NO. 07-1619 ________________

LESLINE VERONICA COSPITO, a/k/a Lesline Stewart, Petitioner

v.

ATTORNEY GENERAL OF THE UNITED STATES, Respondent

___________________________________

On a Petition For Review of a Decision of the Board of Immigration Appeals (Agency No. A74-967-725) Immigration Judge: Hon. Miriam K. Mills __________________________________

Submitted Under Third Circuit LAR 34.1(a) August 13, 2008

Before: FUENTES, ALDISERT AND GARTH, CIRCUIT JUDGES

(Filed: August 14, 2008)

Steven A. Morley, Esquire Morley, Surin & Griffin 325 Chestnut Street Suite 1305-P Philadelphia, PA 19106

Attorney for Petitioner Peter D. Keisler Assistant Attorney General, Civil Division David V. Bernal Assistant Director Andrew C. Maclachlan, Esquire United States Department of Justice Office of Immigration Litigation P.O. Box 878 Ben Franklin Station Washington, DC 20044

Attorneys for Respondent _________________

OPINION OF THE COURT

PER CURIAM Petitioner, Lesline Veronica Cospito, petitions for review of a final order of removal issued by the Board of Immigration Appeals (“BIA”). For the reasons that follow, the petition for review will be dismissed in part and denied in part.
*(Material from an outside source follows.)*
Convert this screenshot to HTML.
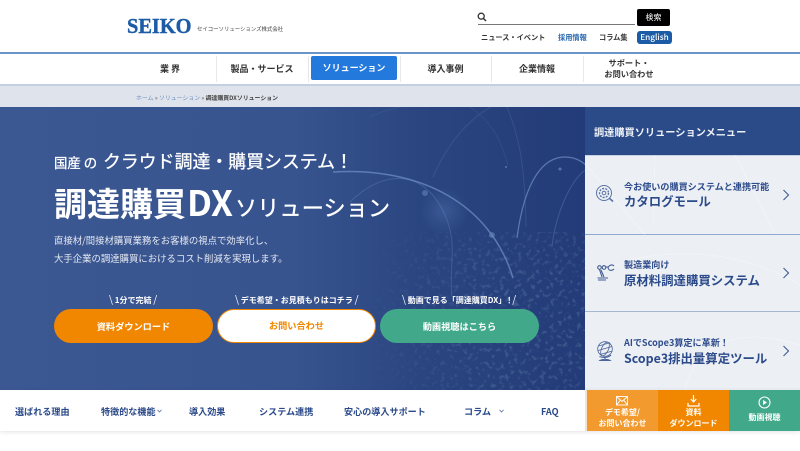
<!DOCTYPE html>
<html lang="ja"><head><meta charset="utf-8"><title>調達購買DXソリューション</title>
<style>
*{box-sizing:border-box;margin:0;padding:0}
html,body{width:800px;height:451px;overflow:hidden;background:#fff}
body{position:relative;font-family:"Noto Sans CJK JP","Liberation Sans",sans-serif;color:#222}
.a{position:absolute;white-space:nowrap}
.c{text-align:center}
.b{font-weight:700}
.sep{position:absolute;top:56px;width:1px;height:26px;background:#e6e8ec}
.nav{font-size:9px;font-weight:700;color:#333;line-height:13px}
.sub{font-size:9.1px;font-weight:700;color:#2f4d8c;line-height:14px;left:624px}
.main{font-size:12.4px;font-weight:700;color:#2b4a8a;line-height:18px;left:624px}
.pill{position:absolute;top:309px;width:159px;height:34px;border-radius:17px;text-align:center;line-height:34px;font-size:9.2px;font-weight:700;color:#fff}
.cap{font-size:8px;font-weight:700;color:#fff;line-height:12px;top:293px}
.cap i{font-style:normal;font-weight:400;font-size:10px}
.bn{font-size:9.1px;font-weight:700;color:#2b4a8a;line-height:14px;top:404px}
.ft{position:absolute;top:390px;height:41px;color:#fff;font-size:8px;font-weight:700;text-align:center;line-height:10.5px}
.line{position:absolute;left:585px;width:215px;height:1px;background:#a9b8d2}
</style></head><body>

<div class="a b" style="left:127px;top:15px;font-family:'Liberation Serif',serif;font-size:21px;line-height:22px;color:#1c5ba6;transform-origin:0 50%;transform:scaleX(.97);-webkit-text-stroke:.4px #1c5ba6">SEIKO</div>
<div class="a" style="left:197px;top:24px;font-size:5.4px;line-height:10px;color:#444">セイコーソリューションズ株式会社</div>

<svg class="a" style="left:477px;top:12px" width="10" height="10" viewBox="0 0 10 10"><circle cx="4.2" cy="4.2" r="3" fill="none" stroke="#333" stroke-width="1.3"/><path d="M6.5 6.5L9 9" stroke="#333" stroke-width="1.5"/></svg>
<div class="a" style="left:478px;top:24px;width:157px;height:1px;background:#777"></div>
<div class="a c" style="left:637px;top:9px;width:33px;height:17px;background:#000;border-radius:2px;color:#fff;font-size:8px;line-height:17px">検索</div>
<div class="a b" style="left:481px;top:32px;font-size:7.2px;line-height:12px;color:#333">ニュース・イベント</div>
<div class="a b" style="left:558px;top:32px;font-size:7.2px;line-height:12px;color:#2a69b0">採用情報</div>
<div class="a b" style="left:599px;top:32px;font-size:7.2px;line-height:12px;color:#333">コラム集</div>
<div class="a c" style="left:637px;top:31px;width:35px;height:13px;background:#1c5ba6;border-radius:3px;color:#fff;font-size:8.2px;line-height:13px;font-weight:500">English</div>

<div class="a" style="left:0;top:52px;width:800px;height:2px;background:#6b95c8"></div>
<div class="a" style="left:0;top:84px;width:800px;height:2px;background:#c3d0e4"></div>
<div class="a" style="left:0;top:86px;width:800px;height:21px;background:#dfe3ec"></div>
<div class="sep" style="left:216px"></div><div class="sep" style="left:308px"></div><div class="sep" style="left:400px"></div><div class="sep" style="left:491px"></div><div class="sep" style="left:583px"></div>
<div class="a nav c" style="left:124px;top:62px;width:92px">業 界</div>
<div class="a nav c" style="left:216px;top:62px;width:92px">製品・サービス</div>
<div class="a c b" style="left:311px;top:56px;width:86px;height:24px;background:#2479dc;border-radius:2px;color:#fff;font-size:9px;line-height:24px">ソリューション</div>
<div class="a nav c" style="left:400px;top:62px;width:91px">導入事例</div>
<div class="a nav c" style="left:491px;top:62px;width:92px">企業情報</div>
<div class="a c b" style="left:583px;top:58px;width:92px;font-size:8.2px;line-height:10.5px;color:#333">サポート・<br>お問い合わせ</div>
<div class="a" style="left:136px;top:93px;font-size:5.9px;line-height:9px;color:#6a90bf">ホーム <span style="color:#555">»</span> ソリューション <span style="color:#555">»</span> <span style="color:#444;font-weight:700">調達購買DXソリューション</span></div>

<svg class="a" style="left:0;top:107px" width="585" height="283" viewBox="0 0 585 283">
<defs>
<linearGradient id="g" x1="0" x2="1" y1="0" y2="0"><stop offset="0" stop-color="#3c5892"/><stop offset=".5" stop-color="#38548f"/><stop offset=".72" stop-color="#2a4580"/><stop offset="1" stop-color="#233c79"/></linearGradient>
<radialGradient id="r"><stop offset="0" stop-color="#5478b4" stop-opacity=".4"/><stop offset="1" stop-color="#5478b4" stop-opacity="0"/></radialGradient>
<radialGradient id="mg" gradientUnits="userSpaceOnUse" cx="530" cy="215" r="170"><stop offset=".25" stop-color="#fff"/><stop offset="1" stop-color="#000"/></radialGradient>
<mask id="m" maskUnits="userSpaceOnUse" x="0" y="0" width="585" height="283"><rect width="585" height="283" fill="url(#mg)"/></mask>
<filter id="n" x="0" y="0" width="100%" height="100%"><feTurbulence type="fractalNoise" baseFrequency=".22" numOctaves="2" seed="5"/><feColorMatrix values="0 0 0 0 .42  0 0 0 0 .6  0 0 0 0 .75  0 0 0 5 -2.7"/></filter>
</defs>
<rect width="585" height="283" fill="url(#g)"/>
<g mask="url(#m)"><rect x="360" y="125" width="225" height="158" filter="url(#n)" opacity=".18"/></g>
<circle cx="444" cy="104" r="24" fill="url(#r)"/>
<g fill="none" stroke="#6d8dc2" stroke-opacity=".75">
<path d="M333 65C420 60 490 96 513 171" stroke-width="1.5"/>
<path d="M350 95C380 65 420 60 442 102C460 135 448 160 452 190" stroke-opacity=".35"/>
<path d="M517 131C525 70 545 50 565 50C575 50 582 54 588 60" stroke-width="1.2"/>
<path d="M552 140C555 110 570 70 590 60" stroke-opacity=".35"/>
<path d="M433 70C450 30 480 0 505 -5M505 -5C520 30 525 60 526 120" stroke-opacity=".22"/>
<path d="M370 10C400 -5 450 -8 470 0C500 20 505 50 508 58" stroke-opacity=".15"/>
</g>
<g fill="#6d8dc2"><circle cx="425" cy="86" r="3" opacity=".5"/><circle cx="492" cy="128" r="3" opacity=".5"/><circle cx="506" cy="60" r="1" opacity=".7"/><circle cx="560" cy="62" r="1.5" opacity=".7"/></g>
</svg>

<div class="a" style="left:54px;top:149px;line-height:24px;color:#fff;-webkit-text-stroke:.3px #fff"><span style="display:inline-block;width:49px;font-size:13.4px">国産 の</span><span style="font-size:17.9px">クラウド調達・購買システム！</span></div>
<div class="a b" style="left:54px;top:179px;line-height:46px;color:#fff"><span style="font-size:33px;margin-right:1px">調達購買</span><span style="font-size:35px">DX</span><span style="font-size:22.1px;font-weight:400;-webkit-text-stroke:.35px #fff;letter-spacing:.15px;margin-left:2px">ソリューション</span></div>
<div class="a" style="left:54px;top:234px;font-size:9.4px;line-height:13px;color:#e6eaf3">直接材/間接材購買業務をお客様の視点で効率化し、</div>
<div class="a" style="left:54px;top:252px;font-size:9.4px;line-height:13px;color:#e6eaf3">大手企業の調達購買におけるコスト削減を実現します。</div>

<div class="a cap" style="left:109px"><i>\</i> 1分で完結 <i>/</i></div>
<div class="a cap" style="left:235px"><i>\</i> デモ希望・お見積もりはコチラ <i>/</i></div>
<div class="a cap" style="left:402px"><i>\</i> 動画で見る「調達購買DX」<span style="margin-left:-1px">！</span><i style="margin-left:-1px">/</i></div>
<div class="pill" style="left:54px;background:#f18700">資料ダウンロード</div>
<div class="pill" style="left:217px;background:#fff;border:1.5px solid #f18700;color:#f18700;line-height:31px">お問い合わせ</div>
<div class="pill" style="left:380px;background:#41a98a">動画視聴はこちら</div>

<div class="a" style="left:585px;top:107px;width:215px;height:48px;background:#2a4a88"></div>
<div class="a b" style="left:594px;top:125px;font-size:10.2px;line-height:14px;color:#eef1f7">調達購買ソリューションメニュー</div>
<div class="a" style="left:585px;top:155px;width:215px;height:235px;background:#eceff4"></div>
<div class="line" style="top:155px;background:#c6d0e2"></div>
<div class="line" style="top:234px;background:#8faad2"></div>
<div class="line" style="top:311px"></div>
<svg class="a" style="left:585px;top:155px" width="215" height="235" fill="none" stroke="#fff" stroke-opacity=".3"><path d="M0 8L60 80M70 0L68 70M150 0L190 78M10 120C60 90 150 90 215 130"/><path d="M100 235C110 190 150 170 215 190"/></svg>

<div class="a sub" style="top:179px">今お使いの購買システムと連携可能</div>
<div class="a main" style="top:192px">カタログモール</div>
<div class="a sub" style="top:257px">製造業向け</div>
<div class="a main" style="top:271px">原材料調達購買システム</div>
<div class="a sub" style="top:335px">AIでScope3算定に革新！</div>
<div class="a main" style="top:349px">Scope3排出量算定ツール</div>

<svg class="a" style="left:595px;top:184px" width="20" height="20" viewBox="0 0 20 20" fill="none" stroke="#5a74a6" stroke-width="1"><circle cx="9" cy="9" r="7.5"/><circle cx="9" cy="9" r="4.5" stroke-dasharray="2 1.2" stroke-width="1.4"/><circle cx="9" cy="9" r="1.8"/><path d="M14 14L18 17.5" stroke-width="1.6"/></svg>
<svg class="a" style="left:596px;top:263px" width="20" height="20" viewBox="0 0 20 20" fill="none" stroke="#3f5c94" stroke-width="1.1"><circle cx="3.5" cy="4.5" r="1.8"/><circle cx="8" cy="4.5" r="1.8"/><path d="M9.5 4H12M12 5C13 2 16 1 18 3M12 5C13 8 16 8 18 6M3.5 6.5L6 14M5 7L8 14M1.5 15H12M2 17H10"/></svg>
<svg class="a" style="left:596px;top:341px" width="20" height="21" viewBox="0 0 20 21" fill="none" stroke="#4a659c" stroke-width=".8"><circle cx="9" cy="8" r="7.3"/><ellipse cx="9" cy="8" rx="3.4" ry="7.3" transform="rotate(25 9 8)"/><path d="M2.5 5L14 1.8M2 9.5L16 5.5M4 13.5L16.5 10"/><path d="M15 14C12 17 7 17 3.5 15.5M9 17V18.5M4 19.5C6 18 12 18 14 19.5H4Z" stroke-width="1.1"/></svg>

<svg class="a" style="left:782px;top:189px" width="8" height="12" viewBox="0 0 8 12" fill="none" stroke="#3f5c94" stroke-width="1.1"><path d="M1.5 1L6.5 6L1.5 11"/></svg>
<svg class="a" style="left:782px;top:267px" width="8" height="12" viewBox="0 0 8 12" fill="none" stroke="#3f5c94" stroke-width="1.1"><path d="M1.5 1L6.5 6L1.5 11"/></svg>
<svg class="a" style="left:782px;top:345px" width="8" height="12" viewBox="0 0 8 12" fill="none" stroke="#3f5c94" stroke-width="1.1"><path d="M1.5 1L6.5 6L1.5 11"/></svg>

<div class="a" style="left:0;top:390px;width:800px;height:41px;background:#fff;box-shadow:0 1px 4px rgba(60,70,100,.15)"></div>
<div class="a bn" style="left:15px">選ばれる理由</div>
<div class="a bn" style="left:101px">特徴的な機能</div>
<svg class="a" style="left:157px;top:409px" width="5" height="4" viewBox="0 0 5 4" fill="none" stroke="#5a74a6" stroke-width=".8"><path d="M.5 .8L2.5 3L4.5 .8"/></svg>
<div class="a bn" style="left:189px">導入効果</div>
<div class="a bn" style="left:259px">システム連携</div>
<div class="a bn" style="left:344px">安心の導入サポート</div>
<div class="a bn" style="left:464px">コラム</div>
<svg class="a" style="left:499px;top:409px" width="5" height="4" viewBox="0 0 5 4" fill="none" stroke="#5a74a6" stroke-width=".8"><path d="M.5 .8L2.5 3L4.5 .8"/></svg>
<div class="a bn" style="left:541px">FAQ</div>

<div class="a" style="left:585px;top:390px;width:2px;height:41px;background:#f5e3cf"></div>
<div class="ft" style="left:587px;width:71px;background:#f29a2e;padding-top:18px">デモ希望/<br>お問い合わせ</div>
<div class="ft" style="left:658px;width:71px;background:#f18700;padding-top:18px">資料<br>ダウンロード</div>
<div class="ft" style="left:729px;width:71px;background:#41a98a;padding-top:23px">動画視聴</div>
<svg class="a" style="left:616px;top:396px" width="12" height="10" viewBox="0 0 12 10" fill="none" stroke="#fff" stroke-width=".9"><rect x=".5" y=".5" width="11" height="8.5"/><path d="M.5 .5L6 5.5L11.5 .5M.5 9L4.3 4.2M11.5 9L7.7 4.2"/></svg>
<svg class="a" style="left:687px;top:395px" width="13" height="12" viewBox="0 0 13 12" fill="none" stroke="#fff" stroke-width="1.2"><path d="M6.5 0V6M3.8 4L6.5 7L9.2 4"/><path d="M1 8V11H12V8"/></svg>
<svg class="a" style="left:758px;top:396px" width="13" height="13" viewBox="0 0 13 13"><circle cx="6.5" cy="6.5" r="5.5" fill="none" stroke="#fff" stroke-width="1.1"/><path d="M5 4L9 6.5L5 9Z" fill="#fff"/></svg>
</body></html>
I. Cospito, a native and citizen of Jamaica, arrived in the United States on February 14, 1991 as non-immigrant temporary worker with authorization to remain in this country until July 31, 1991. Cospito remained longer and, despite having two convictions for crimes involving moral turpitude (i.e., Pennsylvania retail theft convictions from June 30, 1993 and March 28, 1996), Cospito managed to adjust her status to that of a lawful permanent resident (“LPR”) on October 20, 1998 on the basis of a marriage to a man nearly forty years her senior. After determining that Cospito willfully misrepresented the material facts of her two state court convictions by failing to disclose them, the former Immigration and Naturalization Service (now the Department of Homeland Security (“DHS”)) served her with a Notice to Appear on December 9, 2002, charging her as being subject to removal under INA § 237(a)(1)(A) [8 U.S.C. §

2 1227(a)(1)(A)], as an alien inadmissible at the time of entry or adjustment of status because she procured her immigrant visa and admission to the United States by fraud or the willful misrepresentation of a material fact and as an alien who had been convicted of a crime involving moral turpitude, as well as under INA § 237(a)(2)(A)(ii) [8 U.S.C. § 1227(a)(2)(A)(ii)] as an alien who had been convicted of two or more crimes involving moral turpitude after admission. A.R. 574-577.1 The government subsequently filed additional factual allegations in support of the charge of inadmissibility on the basis of Cospito’s failure to disclose two previous applications for permanent residence when she sought to adjust her status in 1996. A.R. 570-573.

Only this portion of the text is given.